Shuai jiao is believed to be the world's oldest martial art.
It is a straightforward
martial art skill that can be acquired rapidly and employed pragmatically in a variety of situations.
Students explore:

  1. Escape from locks & holds

  2. Take the opponent to the floor quickly

  3. Cope with an attack whilst on the ground

  4. Combat throws


Stand alone or incorporated

As a style of combat, shuai jiao can be practiced in its own right or as an aspect of other systems.
The taijiquan and
baguazhang forms feature countless shuai jiao applications.


Kung fu

We teach shuai jiao for combat.
There are no competitions, weight categories etc.
All taijiquan students can opt to learn shuai jiao as they proceed through the syllabus.


Reasonable force

Reasonable force means that you only do what you need to do in order to defend yourself.
This is an ambiguous notion, so be careful.
Shuai jiao is ideal for this.
The aim is not to strike somebody or break bones.
Instead: w
ind them, embarrass them, dissuade them, make them fall to the ground.
Do only what is necessary and then walk away.

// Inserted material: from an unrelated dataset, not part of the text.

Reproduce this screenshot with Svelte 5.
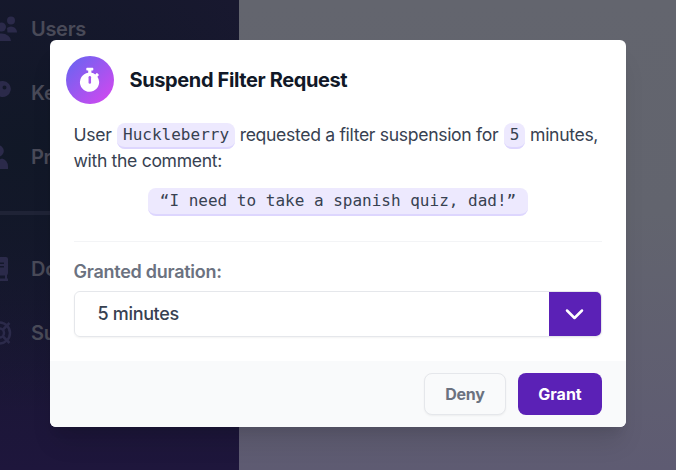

The way most people do taijiquan, it's not a martial art. They could never use it the way they're doing it. Everything's in their hands, they just fill in the rest with fantasy talk.

 (Paul Gale)



'Internal' shuai jiao

'Internal' shuai jiao uses the fighting skills attained in pushing hands: balance, listening, rhythm, stickiness and timing.
Various jing skills can also be used.
The applications are performed in a smooth, fluid manner. There is no struggling or fighting. There is no time to breakfall.


'
External' shuai jiao

Not all shuai jiao in the world is internal.
It is often taught as an external system; akin to judo.
Force, tension and aggression are used. There are even fighting competitions.
This is not what we teach.


3 levels of skill

Students work through 3 levels of shuai jiao application:

  1. Fixed

  2. Flowing

  3. Freeform

Fixed applications are taught in the intermediate and experienced grades.
Flowing is advanced and freeform is expert level.


Do we teach techniques?

No.
A technique is a step-by-step formula for addressing a particular type of attack.
The purpose of shuai jiao applications is different.
Students discover how to manipulate and manoeuvre their opponents body in an effective, comfortable, flowing, natural fashion.
The principles used can be applied to a variety of different attacks.


Taijiquan fighting method

In terms of combat, taijiquan does not put shuai jiao first.
More energy efficient methods are preferred:

  1. Striking

  2. Chin na

  3. Shuai jiao

There are a vast range of striking methods and four main areas of chin na skill.
Shuai jiao tends to be used by the more nimble and flexible exponent.



Baguazhang
fighting method

Baguazhang prioritises shuai jiao because it is fast and effective; using the attacker's own body weight to incapacitate them:

  1. Shuai jiao

  2. Chin na

  3. Striking

The exceptionally fast footwork used in baguazhang makes it the ideal vehicle for shuai jiao.
The student can rapidly find opportunities and angles of weakness to exploit in combat.


Spur of the moment

As a student advances through the our syllabus, their responses should become spontaneous and easy.
The appropriate application should emerge without contrivance or conscious thought.
Eventually, the student switches very rapidly between shuai jiao, chin na and striking. This enables fast counter-attacks; with the exponent changing tactics unpredictably and effectively.